SPIVA data proves: most expensive funds fail to beat the index.

3. Review Portfolio Annually

Expense ratios can change every year. Check Fund Fact Sheets at least once a year to ensure fees haven’t suddenly increased.

If they rise significantly (e.g., from 1.5% to 2.2%), consider switching.


Conclusion: Small Fees, Big Impact

A 1-2% expense ratio might sound small, but over 20-30 years, this fee can erode tens of thousands of dollars from your investment results.

Simple principles:

  1. Choose funds with expense ratios below benchmark (see table above)
  2. Prioritize index funds for core portfolio (expense ratio 0.03-1%)
  3. Only choose expensive active funds (>2%) if there’s consistent evidence of outperforming the index for 5-10 years (very rare)
  4. Check Fund Fact Sheet once a year to monitor fee changes

Remember: You can’t control market movements. But you can control investment costs.

Low fees = more money working for you, not for the investment manager.


References

  • POJK No. 23/POJK.04/2016 on Mutual Funds in the Form of Collective Investment Contracts — OJK Regulations (fee transparency requirements)
  • OJK (Otoritas Jasa Keuangan), Indonesia’s Financial Services Authority — reksadana.ojk.go.id for fund information
  • S&P Dow Jones Indices, “SPIVA Scorecard,” published annually — spglobal.com/spdji
  • Bogle, John C., The Little Book of Common Sense Investing, 2007 (Wiley) — classic book on the dangers of high investment fees

Footnotes

  1. Based on OJK regulations (Indonesia’s Financial Services Authority), investment managers must state the expense ratio in the Fund Fact Sheet (FFS). See POJK No. 23/POJK.04/2016 on Mutual Funds in the Form of Collective Investment Contracts.

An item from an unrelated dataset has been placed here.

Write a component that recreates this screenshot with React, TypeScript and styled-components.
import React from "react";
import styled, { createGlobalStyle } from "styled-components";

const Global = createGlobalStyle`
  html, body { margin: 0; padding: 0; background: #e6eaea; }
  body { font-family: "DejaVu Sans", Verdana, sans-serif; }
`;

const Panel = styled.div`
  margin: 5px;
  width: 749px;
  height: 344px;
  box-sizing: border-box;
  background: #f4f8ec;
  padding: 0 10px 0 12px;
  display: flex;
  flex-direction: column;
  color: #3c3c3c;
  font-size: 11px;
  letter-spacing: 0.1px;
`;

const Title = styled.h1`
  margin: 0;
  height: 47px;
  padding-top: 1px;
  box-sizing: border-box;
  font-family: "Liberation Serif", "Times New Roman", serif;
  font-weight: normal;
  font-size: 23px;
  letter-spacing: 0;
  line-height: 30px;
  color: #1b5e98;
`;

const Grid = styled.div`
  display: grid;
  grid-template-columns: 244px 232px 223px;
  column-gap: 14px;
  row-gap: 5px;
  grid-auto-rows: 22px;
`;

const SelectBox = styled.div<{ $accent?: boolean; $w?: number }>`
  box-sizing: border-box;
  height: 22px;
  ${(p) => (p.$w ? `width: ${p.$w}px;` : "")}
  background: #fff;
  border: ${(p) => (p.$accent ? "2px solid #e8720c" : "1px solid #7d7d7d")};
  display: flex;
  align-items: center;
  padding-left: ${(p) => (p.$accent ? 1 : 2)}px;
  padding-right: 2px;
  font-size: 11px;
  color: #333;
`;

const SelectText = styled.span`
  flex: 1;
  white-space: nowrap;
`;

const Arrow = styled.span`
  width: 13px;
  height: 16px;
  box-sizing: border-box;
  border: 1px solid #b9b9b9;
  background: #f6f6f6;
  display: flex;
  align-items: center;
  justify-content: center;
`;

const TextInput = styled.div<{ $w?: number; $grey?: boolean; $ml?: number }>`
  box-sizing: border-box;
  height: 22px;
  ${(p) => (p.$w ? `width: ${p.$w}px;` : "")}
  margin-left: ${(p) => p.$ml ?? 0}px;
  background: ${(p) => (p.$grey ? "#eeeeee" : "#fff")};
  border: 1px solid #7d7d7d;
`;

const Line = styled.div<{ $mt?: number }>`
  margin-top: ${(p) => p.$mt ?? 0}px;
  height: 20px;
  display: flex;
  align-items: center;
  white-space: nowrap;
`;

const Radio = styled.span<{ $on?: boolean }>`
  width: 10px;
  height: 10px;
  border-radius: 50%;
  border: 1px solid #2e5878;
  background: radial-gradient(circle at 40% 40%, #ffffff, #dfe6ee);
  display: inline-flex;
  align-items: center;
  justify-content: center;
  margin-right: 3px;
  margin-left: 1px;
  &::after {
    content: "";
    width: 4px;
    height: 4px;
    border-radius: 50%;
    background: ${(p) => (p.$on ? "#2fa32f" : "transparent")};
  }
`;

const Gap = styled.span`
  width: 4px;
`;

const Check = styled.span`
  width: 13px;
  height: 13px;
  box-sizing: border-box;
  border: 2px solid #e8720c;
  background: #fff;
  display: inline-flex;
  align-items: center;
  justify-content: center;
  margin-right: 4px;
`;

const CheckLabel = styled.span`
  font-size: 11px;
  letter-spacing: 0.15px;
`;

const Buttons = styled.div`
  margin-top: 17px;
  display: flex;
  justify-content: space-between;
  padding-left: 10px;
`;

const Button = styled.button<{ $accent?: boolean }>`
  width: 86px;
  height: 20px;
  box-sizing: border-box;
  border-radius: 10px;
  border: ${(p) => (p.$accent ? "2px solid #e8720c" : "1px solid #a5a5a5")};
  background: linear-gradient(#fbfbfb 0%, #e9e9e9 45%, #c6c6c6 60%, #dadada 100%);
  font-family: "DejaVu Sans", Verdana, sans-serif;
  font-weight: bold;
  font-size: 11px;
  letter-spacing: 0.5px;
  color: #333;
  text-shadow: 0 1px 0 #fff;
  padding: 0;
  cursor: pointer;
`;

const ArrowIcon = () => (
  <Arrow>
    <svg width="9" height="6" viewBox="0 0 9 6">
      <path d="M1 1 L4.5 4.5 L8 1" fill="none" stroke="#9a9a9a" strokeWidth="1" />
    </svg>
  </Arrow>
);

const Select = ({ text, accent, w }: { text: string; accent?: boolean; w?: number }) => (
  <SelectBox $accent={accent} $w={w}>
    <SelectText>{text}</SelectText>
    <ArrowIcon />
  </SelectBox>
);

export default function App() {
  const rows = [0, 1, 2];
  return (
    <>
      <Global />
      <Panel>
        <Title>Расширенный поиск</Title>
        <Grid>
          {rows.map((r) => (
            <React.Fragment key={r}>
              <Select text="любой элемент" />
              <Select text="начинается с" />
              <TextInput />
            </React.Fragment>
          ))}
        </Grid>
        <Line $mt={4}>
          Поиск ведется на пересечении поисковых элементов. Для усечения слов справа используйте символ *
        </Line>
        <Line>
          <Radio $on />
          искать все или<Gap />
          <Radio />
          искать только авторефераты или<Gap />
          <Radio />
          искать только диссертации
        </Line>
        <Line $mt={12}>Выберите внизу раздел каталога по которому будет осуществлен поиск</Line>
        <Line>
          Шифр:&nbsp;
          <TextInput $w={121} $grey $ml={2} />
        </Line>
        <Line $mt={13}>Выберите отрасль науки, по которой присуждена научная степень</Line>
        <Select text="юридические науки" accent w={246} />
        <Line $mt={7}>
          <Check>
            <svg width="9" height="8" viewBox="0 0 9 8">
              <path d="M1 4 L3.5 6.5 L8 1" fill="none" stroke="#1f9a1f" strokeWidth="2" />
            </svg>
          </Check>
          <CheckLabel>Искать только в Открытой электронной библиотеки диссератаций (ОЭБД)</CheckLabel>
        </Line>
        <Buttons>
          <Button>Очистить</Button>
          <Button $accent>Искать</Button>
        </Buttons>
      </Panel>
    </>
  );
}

  2. S&P Dow Jones Indices, “SPIVA U.S. Scorecard,” published annually. The report analyzes performance of active funds versus indices across various time periods and categories.

Disclaimer: This article is for educational purposes only and does not constitute investment advice. Always do your own research and consult with a licensed financial advisor before making investment decisions.